The Friendly Grizzly | November 6, 2021 at 5:00 pm

Meanwhile, let me ask this: what are the universities in India, Japan, China, Thailand, Taiwan, morocco, Greece, turkey, and other countries teaching? Something tells me it is not architectural justice, nor are they teaching Grievance studies.

    Louis K. Bonham in reply to The Friendly Grizzly. | November 7, 2021 at 7:21 am

    Exactly. Far too many American graduates are getting “participation trophy” degrees and spending more time worrying about wokeness than actually developing competence and critical reasoning skills.

    Heck, right now hard science PhD’s looking to land their first academic positions are spending more time on their “diversity statements” than their research summaries . . . because many universities are making their “first cuts” of candidates based soley on the diversity statements. (This is the method d’jour of excluding or minimizing the number of straight while men (and in many fields Asians) who are hired.)

    Particularly in the hard sciences, graduates of the School of Woke are going to have their lunches eaten by their peers from China, India, Japan, Korea, Taiwan, Singapore, etc., where the educational focus is on results, not DEI uber alles.

    Regarding this instant UoMinn ridiculousness, it’s doomed. My law practice centers around representing architects, and I have lectured at university and professional continuing education courses on architectural copyright law for almost 30:years. Suffice it to say that I know that the architecture business is *extremely* tough and competitive — either you perform and generate technically-competent products that clients like and want, or you starve. (Heck, even when you are a talented architect, it’s still tough to make a good living — the market is saturated Andy extremely competitive.)

    The only thing “woke” architecture instruction will generate is more “woke architecture” specialists, who will not be able to make it in the market (except maybe as “woke architecture” professors, for which the supply of candidates will exceed the demand by a huge factor).

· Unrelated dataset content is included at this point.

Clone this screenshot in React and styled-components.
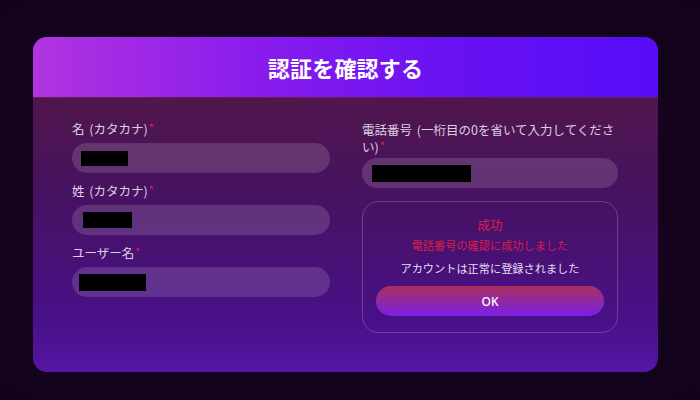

decolonized pedagogy??? No… I said.. Don’t look it up I said.. but..

SNAP!!!!!!!!!!!!!!

More stuff along the lines of critical race theory… Hopefully they will stay in Minnesota… (sorry Aunt Betty)

It’s far too late. ADA stunk this discipline up long ago.

The Friendly Grizzly | November 7, 2021 at 5:32 am

Does design justice includes making things easier for left-handed people?

“A good architecture professor should be able to teach his students about building strong structures …”

Actually, that’s structural engineering, not architecture.

Except for a few stars, architects seem to be working overtime to make themselves irrelevant. For the fact remains, no one really needs an architect to build something (anything) useful.

As it becomes increasingly obvious that few architects add value (but they always add costs, sometimes including the costs of remediation) all but a few starts will find it increasingly difficult to make a living at it.